# GIVEN REQUEST
Pull each line containing "index" out of the data and copy it.

# DATASET ROWS
§

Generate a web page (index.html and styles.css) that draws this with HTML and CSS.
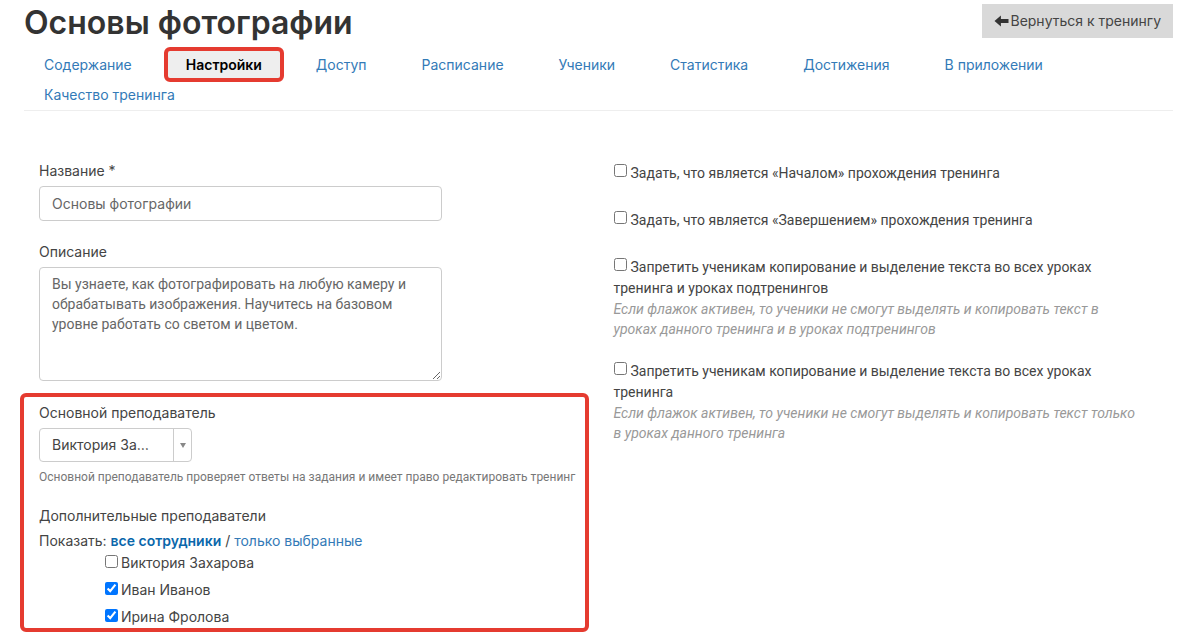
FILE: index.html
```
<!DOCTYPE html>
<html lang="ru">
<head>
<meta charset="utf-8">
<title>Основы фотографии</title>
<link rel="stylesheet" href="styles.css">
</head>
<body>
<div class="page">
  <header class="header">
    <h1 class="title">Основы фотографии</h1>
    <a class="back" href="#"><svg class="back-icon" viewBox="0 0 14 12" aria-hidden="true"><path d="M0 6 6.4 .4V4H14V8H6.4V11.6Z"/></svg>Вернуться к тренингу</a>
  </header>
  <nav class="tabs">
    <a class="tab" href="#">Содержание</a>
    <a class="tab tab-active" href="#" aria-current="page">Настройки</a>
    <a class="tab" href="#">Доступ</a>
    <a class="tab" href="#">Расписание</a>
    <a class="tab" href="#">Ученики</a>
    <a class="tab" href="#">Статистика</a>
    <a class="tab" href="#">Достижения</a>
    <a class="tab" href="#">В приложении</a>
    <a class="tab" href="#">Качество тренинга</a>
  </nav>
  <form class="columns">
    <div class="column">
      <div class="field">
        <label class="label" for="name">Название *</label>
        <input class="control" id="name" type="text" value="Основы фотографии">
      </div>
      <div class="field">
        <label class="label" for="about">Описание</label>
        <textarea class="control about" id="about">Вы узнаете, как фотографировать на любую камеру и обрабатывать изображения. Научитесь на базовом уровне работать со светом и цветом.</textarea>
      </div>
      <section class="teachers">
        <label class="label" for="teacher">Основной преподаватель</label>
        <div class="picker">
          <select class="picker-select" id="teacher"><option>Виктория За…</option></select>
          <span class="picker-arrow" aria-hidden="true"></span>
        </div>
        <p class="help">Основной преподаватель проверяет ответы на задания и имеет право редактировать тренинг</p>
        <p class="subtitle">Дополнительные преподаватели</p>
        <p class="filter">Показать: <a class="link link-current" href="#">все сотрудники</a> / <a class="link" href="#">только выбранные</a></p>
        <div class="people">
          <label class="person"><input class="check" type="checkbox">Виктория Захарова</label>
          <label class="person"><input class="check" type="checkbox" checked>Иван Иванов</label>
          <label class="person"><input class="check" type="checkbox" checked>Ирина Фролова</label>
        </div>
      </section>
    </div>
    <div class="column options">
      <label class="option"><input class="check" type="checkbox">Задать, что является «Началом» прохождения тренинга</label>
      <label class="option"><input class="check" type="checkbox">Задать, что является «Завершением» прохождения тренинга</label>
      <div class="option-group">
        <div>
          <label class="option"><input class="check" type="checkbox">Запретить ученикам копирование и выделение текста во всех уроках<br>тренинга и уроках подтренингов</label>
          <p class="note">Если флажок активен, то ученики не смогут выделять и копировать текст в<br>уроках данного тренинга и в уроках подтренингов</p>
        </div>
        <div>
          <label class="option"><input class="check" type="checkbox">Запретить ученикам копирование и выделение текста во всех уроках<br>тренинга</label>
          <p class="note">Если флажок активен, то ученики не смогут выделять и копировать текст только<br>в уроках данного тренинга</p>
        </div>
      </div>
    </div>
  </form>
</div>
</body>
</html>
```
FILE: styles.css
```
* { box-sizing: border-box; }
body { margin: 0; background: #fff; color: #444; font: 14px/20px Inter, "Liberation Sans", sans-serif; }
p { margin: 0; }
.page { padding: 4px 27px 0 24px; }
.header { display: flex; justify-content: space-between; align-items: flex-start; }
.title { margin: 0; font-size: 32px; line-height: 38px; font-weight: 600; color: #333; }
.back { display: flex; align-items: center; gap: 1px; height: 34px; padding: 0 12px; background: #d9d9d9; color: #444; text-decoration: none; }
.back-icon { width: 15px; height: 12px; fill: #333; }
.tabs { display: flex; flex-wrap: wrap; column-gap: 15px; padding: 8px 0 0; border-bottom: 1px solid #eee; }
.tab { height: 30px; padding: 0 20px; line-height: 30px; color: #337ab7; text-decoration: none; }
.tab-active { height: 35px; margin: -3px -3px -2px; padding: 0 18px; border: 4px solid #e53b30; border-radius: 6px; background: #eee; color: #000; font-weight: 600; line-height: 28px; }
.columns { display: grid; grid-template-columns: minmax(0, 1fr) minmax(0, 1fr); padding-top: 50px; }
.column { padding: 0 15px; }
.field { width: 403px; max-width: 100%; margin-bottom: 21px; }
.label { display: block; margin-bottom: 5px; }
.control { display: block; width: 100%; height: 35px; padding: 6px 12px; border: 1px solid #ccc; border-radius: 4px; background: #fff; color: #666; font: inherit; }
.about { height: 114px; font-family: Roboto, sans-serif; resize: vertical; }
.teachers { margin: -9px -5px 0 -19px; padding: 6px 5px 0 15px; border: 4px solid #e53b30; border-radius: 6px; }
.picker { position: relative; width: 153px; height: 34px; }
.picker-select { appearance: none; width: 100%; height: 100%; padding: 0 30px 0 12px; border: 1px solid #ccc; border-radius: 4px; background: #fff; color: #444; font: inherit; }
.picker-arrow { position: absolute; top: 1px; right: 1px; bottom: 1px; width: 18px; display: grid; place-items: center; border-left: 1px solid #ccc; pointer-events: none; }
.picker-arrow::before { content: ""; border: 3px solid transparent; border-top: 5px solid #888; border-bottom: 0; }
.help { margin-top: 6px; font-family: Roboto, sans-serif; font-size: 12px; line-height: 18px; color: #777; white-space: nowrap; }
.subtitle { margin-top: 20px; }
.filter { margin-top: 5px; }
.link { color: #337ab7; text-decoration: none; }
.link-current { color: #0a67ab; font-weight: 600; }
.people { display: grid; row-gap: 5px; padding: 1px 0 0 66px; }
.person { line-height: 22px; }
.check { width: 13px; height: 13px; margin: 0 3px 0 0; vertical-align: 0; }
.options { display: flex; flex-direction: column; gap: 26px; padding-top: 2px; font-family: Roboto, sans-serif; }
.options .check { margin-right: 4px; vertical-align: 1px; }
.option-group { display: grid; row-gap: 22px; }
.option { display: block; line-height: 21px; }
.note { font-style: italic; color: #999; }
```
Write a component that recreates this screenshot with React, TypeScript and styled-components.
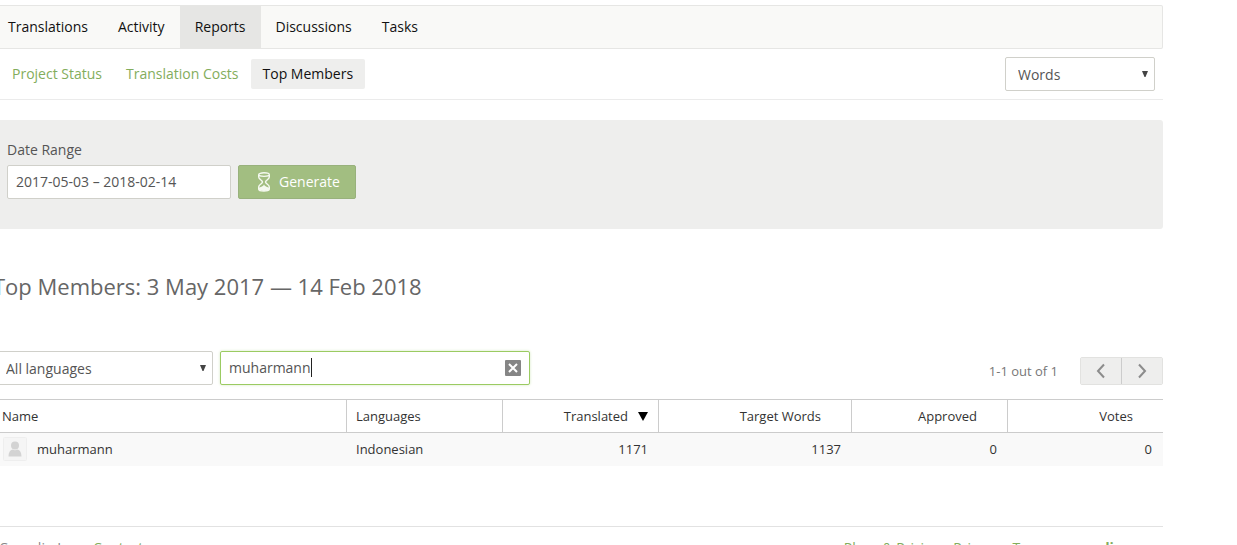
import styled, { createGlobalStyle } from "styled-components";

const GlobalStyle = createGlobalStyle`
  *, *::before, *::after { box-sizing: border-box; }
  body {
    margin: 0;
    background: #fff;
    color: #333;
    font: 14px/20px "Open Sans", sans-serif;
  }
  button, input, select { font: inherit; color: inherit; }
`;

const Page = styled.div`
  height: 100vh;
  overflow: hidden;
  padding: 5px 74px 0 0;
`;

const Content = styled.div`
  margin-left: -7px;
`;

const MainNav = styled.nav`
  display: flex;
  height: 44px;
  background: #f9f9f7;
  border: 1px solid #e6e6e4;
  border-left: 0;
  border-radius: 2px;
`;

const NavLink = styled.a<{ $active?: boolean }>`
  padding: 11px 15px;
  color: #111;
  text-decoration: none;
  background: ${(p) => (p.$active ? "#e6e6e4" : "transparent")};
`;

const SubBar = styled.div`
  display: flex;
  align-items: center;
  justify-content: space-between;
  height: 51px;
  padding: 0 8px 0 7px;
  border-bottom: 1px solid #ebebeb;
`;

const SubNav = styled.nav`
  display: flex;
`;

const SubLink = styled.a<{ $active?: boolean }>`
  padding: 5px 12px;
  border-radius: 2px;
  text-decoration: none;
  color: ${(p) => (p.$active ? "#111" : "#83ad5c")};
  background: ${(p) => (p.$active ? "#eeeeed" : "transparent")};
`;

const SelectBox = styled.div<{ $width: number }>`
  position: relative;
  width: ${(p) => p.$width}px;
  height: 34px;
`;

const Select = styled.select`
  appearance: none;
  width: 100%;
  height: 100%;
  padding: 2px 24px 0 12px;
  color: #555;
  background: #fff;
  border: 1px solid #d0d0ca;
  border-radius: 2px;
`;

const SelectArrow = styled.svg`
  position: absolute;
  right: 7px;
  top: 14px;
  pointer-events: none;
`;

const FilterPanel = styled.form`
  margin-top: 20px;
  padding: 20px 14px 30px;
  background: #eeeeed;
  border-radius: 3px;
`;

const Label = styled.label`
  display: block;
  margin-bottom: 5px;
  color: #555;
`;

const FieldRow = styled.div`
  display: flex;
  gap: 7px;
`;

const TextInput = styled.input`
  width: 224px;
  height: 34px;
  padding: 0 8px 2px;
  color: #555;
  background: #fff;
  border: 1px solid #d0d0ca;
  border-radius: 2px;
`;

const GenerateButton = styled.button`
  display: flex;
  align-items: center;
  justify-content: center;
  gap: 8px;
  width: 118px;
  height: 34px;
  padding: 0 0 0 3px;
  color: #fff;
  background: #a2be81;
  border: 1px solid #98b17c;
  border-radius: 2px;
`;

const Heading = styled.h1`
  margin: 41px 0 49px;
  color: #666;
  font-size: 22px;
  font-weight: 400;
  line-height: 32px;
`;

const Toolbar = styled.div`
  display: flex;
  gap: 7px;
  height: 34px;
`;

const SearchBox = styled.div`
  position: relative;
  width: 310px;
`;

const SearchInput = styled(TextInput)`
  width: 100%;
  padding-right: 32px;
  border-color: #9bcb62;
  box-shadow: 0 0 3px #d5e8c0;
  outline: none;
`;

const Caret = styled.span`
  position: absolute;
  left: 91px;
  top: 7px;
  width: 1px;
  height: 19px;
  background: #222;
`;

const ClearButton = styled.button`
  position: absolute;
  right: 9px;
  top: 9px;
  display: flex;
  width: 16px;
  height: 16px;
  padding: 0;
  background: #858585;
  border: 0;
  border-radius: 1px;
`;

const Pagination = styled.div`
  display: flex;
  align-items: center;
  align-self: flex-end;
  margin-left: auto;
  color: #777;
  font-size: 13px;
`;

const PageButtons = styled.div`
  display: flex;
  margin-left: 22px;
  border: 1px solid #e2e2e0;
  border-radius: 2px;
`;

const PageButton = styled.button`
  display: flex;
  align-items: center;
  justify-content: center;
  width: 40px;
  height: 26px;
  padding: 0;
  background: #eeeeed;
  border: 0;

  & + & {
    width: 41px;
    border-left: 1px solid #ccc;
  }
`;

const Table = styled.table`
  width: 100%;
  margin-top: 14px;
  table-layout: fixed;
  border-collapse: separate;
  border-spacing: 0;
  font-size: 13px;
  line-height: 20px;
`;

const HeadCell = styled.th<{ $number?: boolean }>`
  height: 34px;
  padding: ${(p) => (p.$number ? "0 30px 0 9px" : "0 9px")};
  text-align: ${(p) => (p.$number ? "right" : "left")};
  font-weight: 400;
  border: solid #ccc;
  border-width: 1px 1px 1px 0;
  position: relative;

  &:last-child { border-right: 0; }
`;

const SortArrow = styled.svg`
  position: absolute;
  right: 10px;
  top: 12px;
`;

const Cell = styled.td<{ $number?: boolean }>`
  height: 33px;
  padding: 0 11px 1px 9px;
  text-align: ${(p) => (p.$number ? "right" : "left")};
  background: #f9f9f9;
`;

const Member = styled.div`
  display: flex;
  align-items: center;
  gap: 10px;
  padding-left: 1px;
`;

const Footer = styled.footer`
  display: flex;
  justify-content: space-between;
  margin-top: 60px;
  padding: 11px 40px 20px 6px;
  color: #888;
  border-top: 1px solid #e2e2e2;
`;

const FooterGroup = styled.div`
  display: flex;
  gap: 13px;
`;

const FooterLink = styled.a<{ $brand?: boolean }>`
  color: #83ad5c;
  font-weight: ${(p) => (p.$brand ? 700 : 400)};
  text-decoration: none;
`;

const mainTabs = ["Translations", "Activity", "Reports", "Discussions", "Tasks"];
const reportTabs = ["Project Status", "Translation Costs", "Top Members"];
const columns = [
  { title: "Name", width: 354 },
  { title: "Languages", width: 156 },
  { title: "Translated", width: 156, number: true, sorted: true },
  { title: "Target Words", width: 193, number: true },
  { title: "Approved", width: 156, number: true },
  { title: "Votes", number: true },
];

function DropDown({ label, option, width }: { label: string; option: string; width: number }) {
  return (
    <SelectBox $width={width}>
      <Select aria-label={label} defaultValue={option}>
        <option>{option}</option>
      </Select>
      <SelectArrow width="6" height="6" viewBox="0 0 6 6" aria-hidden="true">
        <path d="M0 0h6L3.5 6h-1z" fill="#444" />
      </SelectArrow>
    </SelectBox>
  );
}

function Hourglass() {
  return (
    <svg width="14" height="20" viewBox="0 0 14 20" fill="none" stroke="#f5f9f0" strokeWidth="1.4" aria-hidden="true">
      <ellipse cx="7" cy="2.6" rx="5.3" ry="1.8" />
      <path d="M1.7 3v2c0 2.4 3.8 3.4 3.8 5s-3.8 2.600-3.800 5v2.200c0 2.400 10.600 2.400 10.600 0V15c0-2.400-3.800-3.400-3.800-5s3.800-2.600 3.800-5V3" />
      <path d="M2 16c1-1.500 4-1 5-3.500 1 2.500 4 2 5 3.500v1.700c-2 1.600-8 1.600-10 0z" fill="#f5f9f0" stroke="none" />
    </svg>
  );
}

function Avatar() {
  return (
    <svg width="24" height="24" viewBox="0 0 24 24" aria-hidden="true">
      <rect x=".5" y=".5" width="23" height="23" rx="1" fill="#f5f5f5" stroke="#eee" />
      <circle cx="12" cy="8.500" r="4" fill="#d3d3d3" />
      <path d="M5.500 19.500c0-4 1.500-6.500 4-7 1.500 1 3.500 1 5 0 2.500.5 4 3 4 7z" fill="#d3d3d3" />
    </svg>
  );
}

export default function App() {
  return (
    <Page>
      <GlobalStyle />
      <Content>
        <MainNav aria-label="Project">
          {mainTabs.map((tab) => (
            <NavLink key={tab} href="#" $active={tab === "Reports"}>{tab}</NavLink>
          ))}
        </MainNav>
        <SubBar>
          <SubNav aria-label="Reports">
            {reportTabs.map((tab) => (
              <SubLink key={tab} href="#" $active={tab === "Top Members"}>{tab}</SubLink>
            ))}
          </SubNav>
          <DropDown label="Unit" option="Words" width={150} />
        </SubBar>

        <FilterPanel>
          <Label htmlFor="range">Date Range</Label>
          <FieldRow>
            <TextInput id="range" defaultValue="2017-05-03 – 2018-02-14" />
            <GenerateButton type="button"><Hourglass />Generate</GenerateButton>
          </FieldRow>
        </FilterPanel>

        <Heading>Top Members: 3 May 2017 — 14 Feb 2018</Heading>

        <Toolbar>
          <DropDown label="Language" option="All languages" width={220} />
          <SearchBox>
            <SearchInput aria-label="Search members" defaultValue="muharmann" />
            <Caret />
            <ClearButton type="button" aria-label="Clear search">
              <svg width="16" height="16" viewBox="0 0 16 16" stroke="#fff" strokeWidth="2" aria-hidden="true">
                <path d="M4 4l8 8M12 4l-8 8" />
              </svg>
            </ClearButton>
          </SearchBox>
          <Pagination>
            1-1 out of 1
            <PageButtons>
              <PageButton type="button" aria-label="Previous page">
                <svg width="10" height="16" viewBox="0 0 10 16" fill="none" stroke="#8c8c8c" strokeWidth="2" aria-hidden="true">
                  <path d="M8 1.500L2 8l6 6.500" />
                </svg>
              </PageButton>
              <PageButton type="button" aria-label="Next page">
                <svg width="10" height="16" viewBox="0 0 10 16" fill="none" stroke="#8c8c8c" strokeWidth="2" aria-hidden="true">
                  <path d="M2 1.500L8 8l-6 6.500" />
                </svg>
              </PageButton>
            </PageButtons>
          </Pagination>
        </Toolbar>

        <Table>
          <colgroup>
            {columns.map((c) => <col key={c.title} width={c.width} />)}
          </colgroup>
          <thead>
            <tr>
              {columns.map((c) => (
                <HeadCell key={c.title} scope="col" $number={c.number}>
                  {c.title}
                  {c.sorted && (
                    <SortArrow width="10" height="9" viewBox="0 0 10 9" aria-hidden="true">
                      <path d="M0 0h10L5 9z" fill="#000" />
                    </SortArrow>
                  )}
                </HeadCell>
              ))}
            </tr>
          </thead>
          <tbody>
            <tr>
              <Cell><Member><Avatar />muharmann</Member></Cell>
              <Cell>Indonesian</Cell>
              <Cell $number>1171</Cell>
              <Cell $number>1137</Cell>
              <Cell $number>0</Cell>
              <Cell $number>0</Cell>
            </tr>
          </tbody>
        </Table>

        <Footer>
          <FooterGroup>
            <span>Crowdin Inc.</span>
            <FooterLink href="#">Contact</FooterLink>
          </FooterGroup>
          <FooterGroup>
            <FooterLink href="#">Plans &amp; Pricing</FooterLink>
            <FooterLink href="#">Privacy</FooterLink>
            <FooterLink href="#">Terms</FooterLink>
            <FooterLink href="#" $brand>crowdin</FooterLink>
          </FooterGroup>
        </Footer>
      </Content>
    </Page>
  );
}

§

# SOLUTION FOR THIS EXERCISE
Generate a web page (index.html and styles.css) that draws this with HTML and CSS.
FILE: index.html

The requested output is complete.